Du haut de ses 91 ans, Alain Cavalier a tout filmé : des grands acteurs de sa génération à l’ouvrier du bas de la rue, en passant par les oiseaux qui peuplent son jardin ; de « La Chamade » (1968) aux « 24 portraits d’Alain Cavalier » (1987 et 1991) en passant par « Le Paradis » (2014). « Dans L’Amitié », il renoue avec sa veine portraitiste et signe une ode au compagnonnage, élaborée au gré d’affectueuses rencontres avec trois amis proches. On l’a rencontré dans son atelier parisien en forme de boîte à trésors, où les feuilles qu’il a cueillies dans la cour côtoient ses petites caméras numériques.

Tout d’abord pourquoi ce titre, L’Amitié ?

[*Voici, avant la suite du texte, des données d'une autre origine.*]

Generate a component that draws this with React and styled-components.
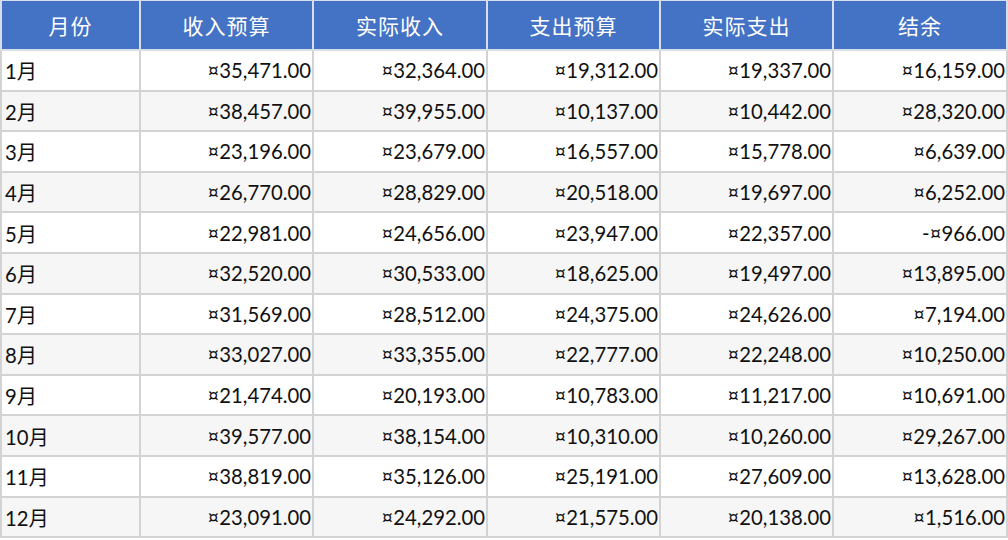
import React from "react";
import styled, { createGlobalStyle } from "styled-components";

const Global = createGlobalStyle`
  html, body { margin: 0; padding: 0; background: #ffffff; }
  body { font-family: Lato, "Noto Sans CJK SC", sans-serif; }
`;

const Table = styled.table`
  width: 1006px;
  table-layout: fixed;
  border-collapse: collapse;
  font-family: Lato, "Noto Sans CJK SC", sans-serif;
  font-size: 20.3px;
  color: #111;
`;

const HeadCell = styled.th`
  height: 48px;
  padding: 0;
  background: #4472c4;
  color: #ffffff;
  font-weight: 400;
  text-align: center;
  border: 2px solid #d8dfeb;
  border-top-width: 1px;
  font-family: "Noto Sans CJK SC", sans-serif;
  font-size: 21px;
  letter-spacing: 1px;
`;

const Row = styled.tr`
  background: ${(p) => (p.$alt ? "#f6f6f6" : "#ffffff")};
`;

const Cell = styled.td`
  height: 38.6px;
  padding: 0;
  padding-left: ${(p) => (p.$left ? "3px" : "0")};
  padding-right: ${(p) => (p.$left ? "0" : "1px")};
  text-align: ${(p) => (p.$left ? "left" : "right")};
  border: 2px solid #d3d3d3;
  white-space: nowrap;
`;

const widths = [139, 173, 174, 173, 173, 174];
const headers = ["月份", "收入预算", "实际收入", "支出预算", "实际支出", "结余"];

const data = [
  ["1月", "¤35,471.00", "¤32,364.00", "¤19,312.00", "¤19,337.00", "¤16,159.00"],
  ["2月", "¤38,457.00", "¤39,955.00", "¤10,137.00", "¤10,442.00", "¤28,320.00"],
  ["3月", "¤23,196.00", "¤23,679.00", "¤16,557.00", "¤15,778.00", "¤6,639.00"],
  ["4月", "¤26,770.00", "¤28,829.00", "¤20,518.00", "¤19,697.00", "¤6,252.00"],
  ["5月", "¤22,981.00", "¤24,656.00", "¤23,947.00", "¤22,357.00", "-¤966.00"],
  ["6月", "¤32,520.00", "¤30,533.00", "¤18,625.00", "¤19,497.00", "¤13,895.00"],
  ["7月", "¤31,569.00", "¤28,512.00", "¤24,375.00", "¤24,626.00", "¤7,194.00"],
  ["8月", "¤33,027.00", "¤33,355.00", "¤22,777.00", "¤22,248.00", "¤10,250.00"],
  ["9月", "¤21,474.00", "¤20,193.00", "¤10,783.00", "¤11,217.00", "¤10,691.00"],
  ["10月", "¤39,577.00", "¤38,154.00", "¤10,310.00", "¤10,260.00", "¤29,267.00"],
  ["11月", "¤38,819.00", "¤35,126.00", "¤25,191.00", "¤27,609.00", "¤13,628.00"],
  ["12月", "¤23,091.00", "¤24,292.00", "¤21,575.00", "¤20,138.00", "¤1,516.00"],
];

export default function App() {
  return (
    <>
      <Global />
      <Table>
        <colgroup>
          {widths.map((w, i) => (
            <col key={i} style={{ width: w }} />
          ))}
        </colgroup>
        <thead>
          <tr>
            {headers.map((h) => (
              <HeadCell key={h}>{h}</HeadCell>
            ))}
          </tr>
        </thead>
        <tbody>
          {data.map((row, r) => (
            <Row key={r} $alt={r % 2 === 1}>
              {row.map((v, c) => (
                <Cell key={c} $left={c === 0}>
                  {v}
                </Cell>
              ))}
            </Row>
          ))}
        </tbody>
      </Table>
    </>
  );
}
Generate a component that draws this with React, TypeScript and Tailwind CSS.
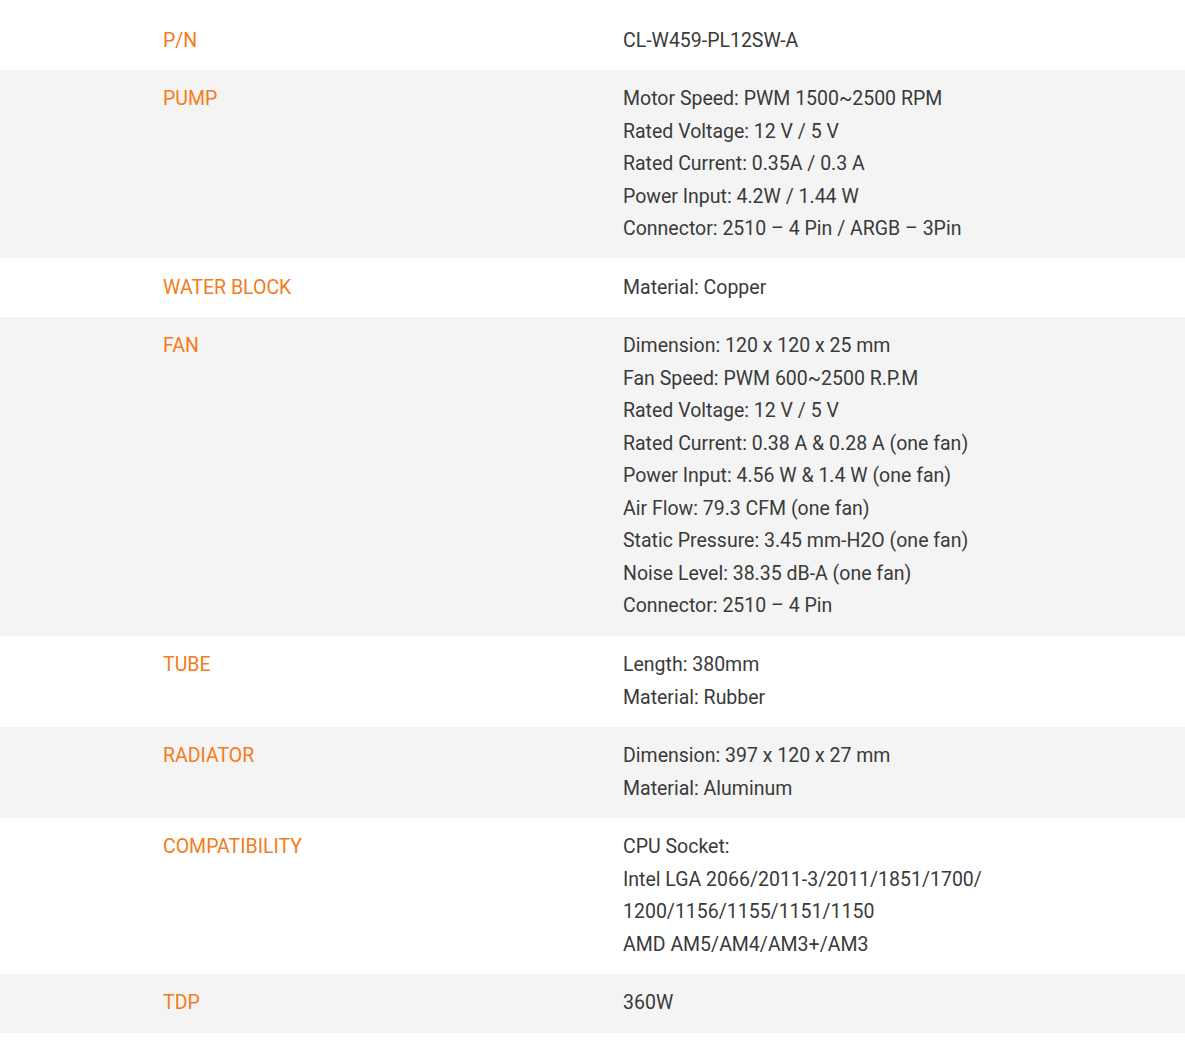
const specs: { label: string; lines: string[] }[] = [
  { label: "P/N", lines: ["CL-W459-PL12SW-A"] },
  {
    label: "PUMP",
    lines: [
      "Motor Speed: PWM 1500~2500 RPM",
      "Rated Voltage: 12 V / 5 V",
      "Rated Current: 0.35A / 0.3 A",
      "Power Input: 4.2W / 1.44 W",
      "Connector: 2510 – 4 Pin / ARGB – 3Pin",
    ],
  },
  { label: "WATER BLOCK", lines: ["Material: Copper"] },
  {
    label: "FAN",
    lines: [
      "Dimension: 120 x 120 x 25 mm",
      "Fan Speed: PWM 600~2500 R.P.M",
      "Rated Voltage: 12 V / 5 V",
      "Rated Current: 0.38 A & 0.28 A (one fan)",
      "Power Input: 4.56 W & 1.4 W (one fan)",
      "Air Flow: 79.3 CFM (one fan)",
      "Static Pressure: 3.45 mm-H2O (one fan)",
      "Noise Level: 38.35 dB-A (one fan)",
      "Connector: 2510 – 4 Pin",
    ],
  },
  { label: "TUBE", lines: ["Length: 380mm", "Material: Rubber"] },
  {
    label: "RADIATOR",
    lines: ["Dimension: 397 x 120 x 27 mm", "Material: Aluminum"],
  },
  {
    label: "COMPATIBILITY",
    lines: [
      "CPU Socket:",
      "Intel LGA 2066/2011-3/2011/1851/1700/",
      "1200/1156/1155/1151/1150",
      "AMD AM5/AM4/AM3+/AM3",
    ],
  },
  { label: "TDP", lines: ["360W"] },
];

export default function App() {
  return (
    <div
      className="min-h-[1055px] bg-white pt-[11px] text-[19.5px] leading-[32.5px]"
      style={{ fontFamily: "Roboto, 'Liberation Sans', sans-serif" }}
    >
      {specs.map((row, i) => (
        <div
          key={row.label}
          className={`flex pt-[13.5px] pb-[12.65px] pl-[163px] ${i % 2 === 1 ? "bg-[#f4f4f4]" : "bg-white"}`}
        >
          <div className="w-[460px] shrink-0 text-[#f47b20]">{row.label}</div>
          <div className="text-[#3a3a3a]">
            {row.lines.map((line) => (
              <div key={line}>{line}</div>
            ))}
          </div>
        </div>
      ))}
    </div>
  );
}
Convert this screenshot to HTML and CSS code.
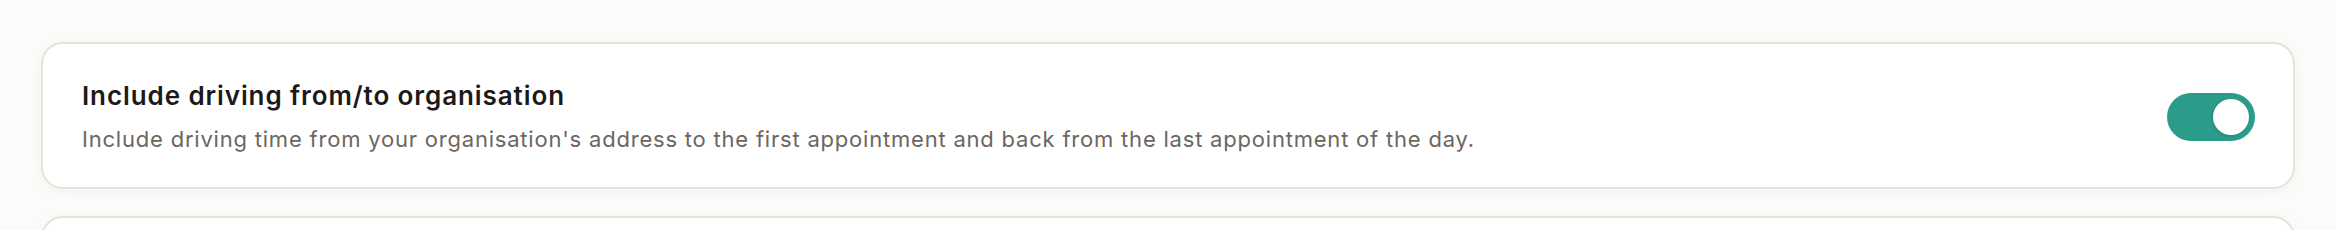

Mon amicale caméra peut tenir dans une seule de mes mains. Elle est si discrète. Elle est toujours à mes côtés, dans un sac ou sur une table près de mon lit. J’adore aller passer le temps avec mes amis. Je sais qu’ils ont confiance en mon regard et que je peux les filmer sans les troubler. Avec ceux qui m’ont aidé à faire des films et qui sont devenus des amis [le parolier Boris Bergman, le producteur Maurice Bernart et le coursier Thierry Labelle, ndlr], l’abandon est encore plus grand. Ce sont des complices bienveillants, généreux et en même temps curieux de ce que ma caméra fait d’eux. J’en ai choisi trois pour célébrer l’amitié dans ce film.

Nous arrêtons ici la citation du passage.